O'Connor said the two situations were not comparable. Under prior Supreme Court rulings, she said, Neville had no constitutional right to refuse the test the way a defendant has a right to refuse to talk to police. The blood alcohol test, she said, is not a form of interrogation. Thus, she ruled, Neville had no constitutional right to be warned of the consequences of refusing the test.
In addition, she said, South Dakota does not force drivers to take the test. It requires the test as a condition of driving. Thus, unlike a confession "coerced" by an officer, taking the test is a matter of choice in South Dakota, she said.
"We recognize, of course, that the choice to submit or refuse to take a blood alcohol test will not be an easy or pleasant one for a suspect to make," she said. "But the criminal process often requires suspects and defendants to make difficult choices."
Justice John Paul Stevens, joined by Justice Thurgood Marshall, dissented. They said the South Dakota Supreme Court rested its decision on its own state constitution and should be allowed to do so without interference from the Supreme Court.
* The court ruled 7 to 2 that the Federal Communications Commission is not obligated under federal law to ensure that television stations provide special programming--such as close-captioned television--for the deaf and hearing-impaired.
The case, Community Television of Southern California vs. Gottfried, stemmed from an attempt to have the FCC use its licensing proceedings to enforce Section 504 of the Rehabilitation Act of 1973, which requires federal grantees to make special provisions for handicapped people. Writing for the court, Stevens agreed that the station in question--KCET-TV in Los Angeles--receives federal funds and is thus subject to the Rehabilitation Act.

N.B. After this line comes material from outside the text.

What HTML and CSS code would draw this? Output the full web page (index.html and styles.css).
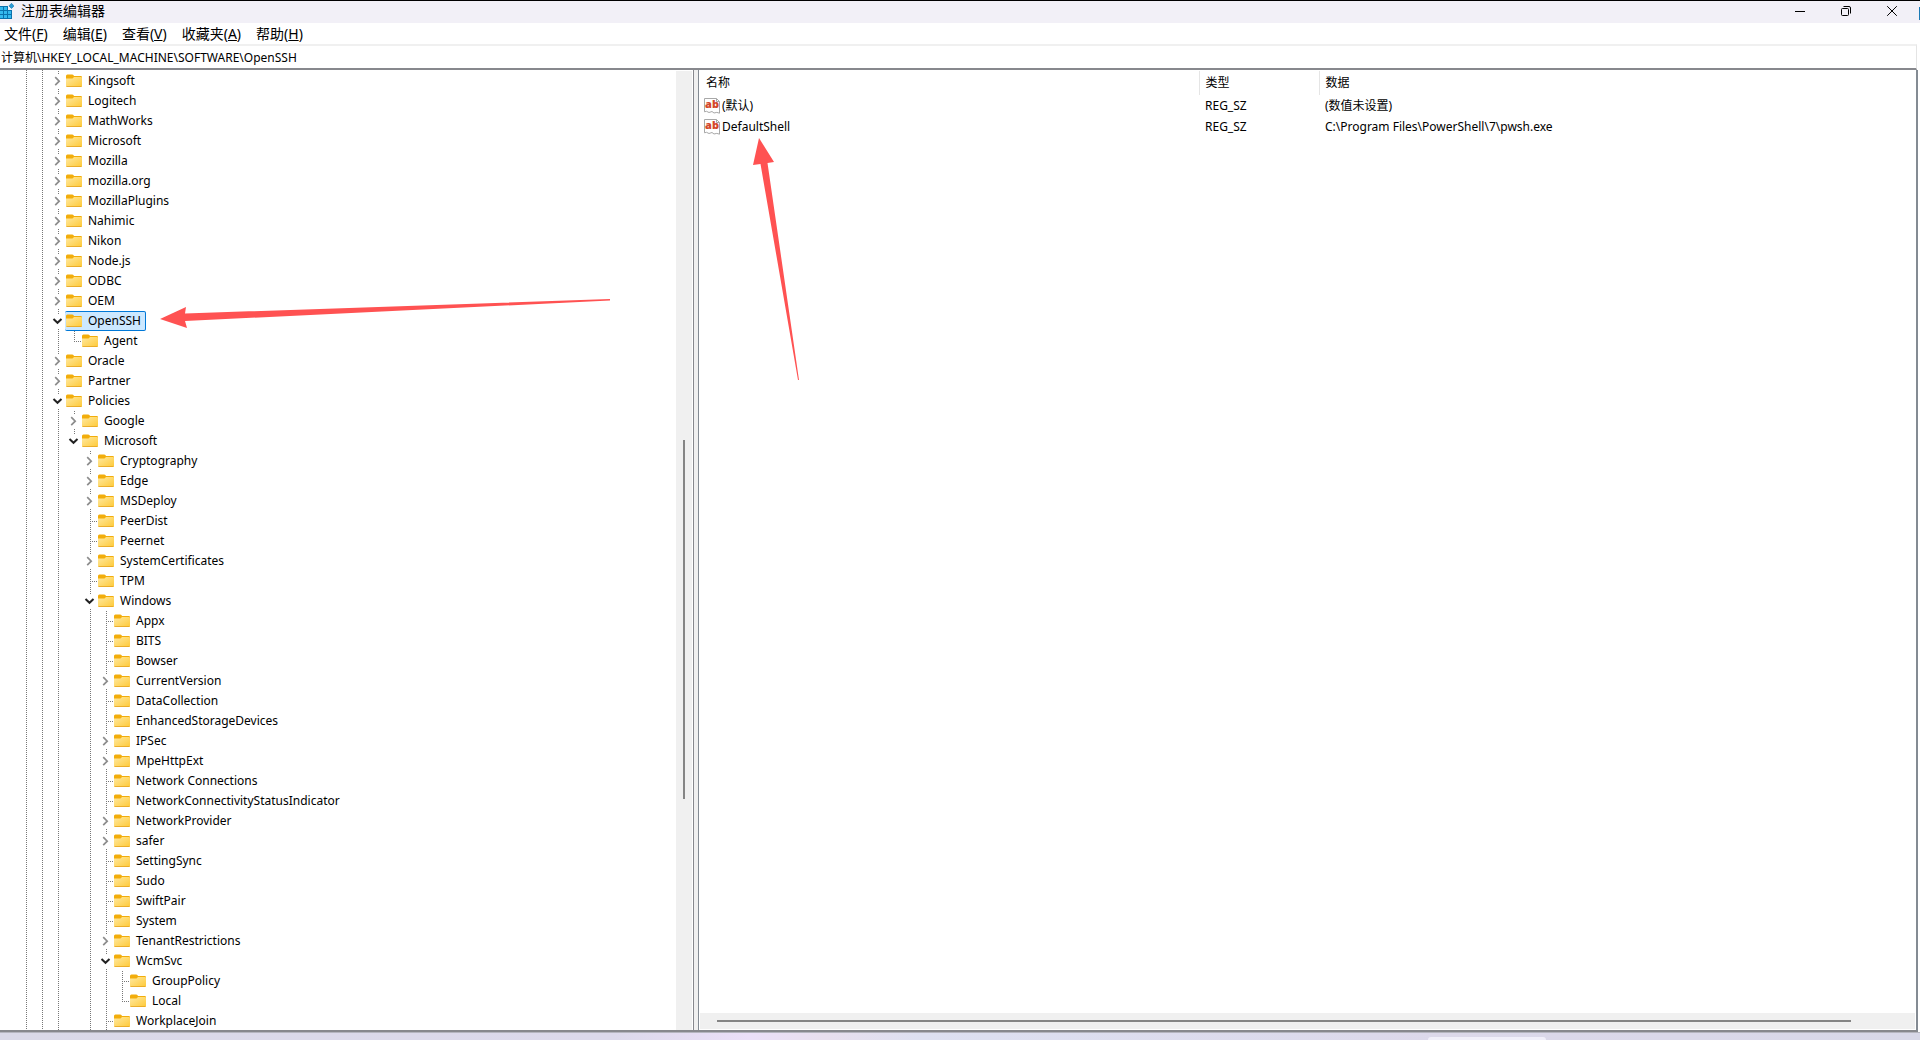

But its enforcement, he said, is the business of the agency that gives out the money, not the FCC.
In addition, Stevens said the FCC should not impose more stringent standards for aiding the handicapped on public stations than it does on commercial stations. The ruling overturned a decision of the U.S. Circuit Court of Appeals for the District of Columbia.

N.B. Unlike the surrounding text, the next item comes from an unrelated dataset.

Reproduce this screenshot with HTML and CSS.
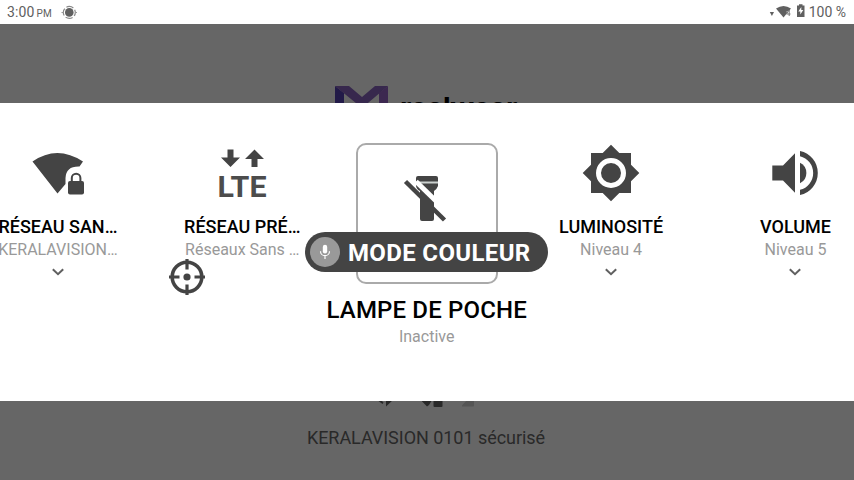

Marshall dissented, joined by Justice William J. Brennan Jr., saying that the FCC is not free to "ignore a relevant act" such as the Rehabilitation measure.
* In an important labor-management case, the justices said that unions may not use federal antitrust laws to sue contractors' associations for allegedly coercing construction companies to use nonunion labor.
The case, Associated General Contractors of California Inc. vs. California State Council of Carpenters, et al., arose when unions accused the industry association of encouraging "double-breasting" by contractors--developent of independent, nonunion arms by previously unionized companies.
Allowing the antitrust suits, with potential treble damages as a result, would have given unions a powerful weapon against such activities. Marshall was the lone dissenter from an opinion written by Stevens.
* The court said a federal appeals court improperly second-guessed the factual conclusions of a state court when it threw out an Ohio murder conviction because of shaky evidence concerning the defendant's prior conviction in Illinois. Justice William H. Rehnquist, writing for the 5-to-4 court, reversed the 6th U.S. Circuit Court of Appeals in Marshall vs. Lonberger.
* The court let stand a lower court ruling (Tribune Publishing vs. Hyde) requiring the Columbia, Mo., Daily Tribune to go to trial on negligence charges for publishing the name and address of a crime victim before the criminal was apprehended. The victim said use of her name led to harassment from the man later arrested for the crime.
* The court let stand a lower court's refusal to block the now-concluded trial of U.S. District Court Judge Alcee Hastings in Florida. Hastings, who had argued that a federal judge cannot be tried by an ordinary court, was acquitted on Feb. 4 of obstructing justice and conspiring to take a bribe.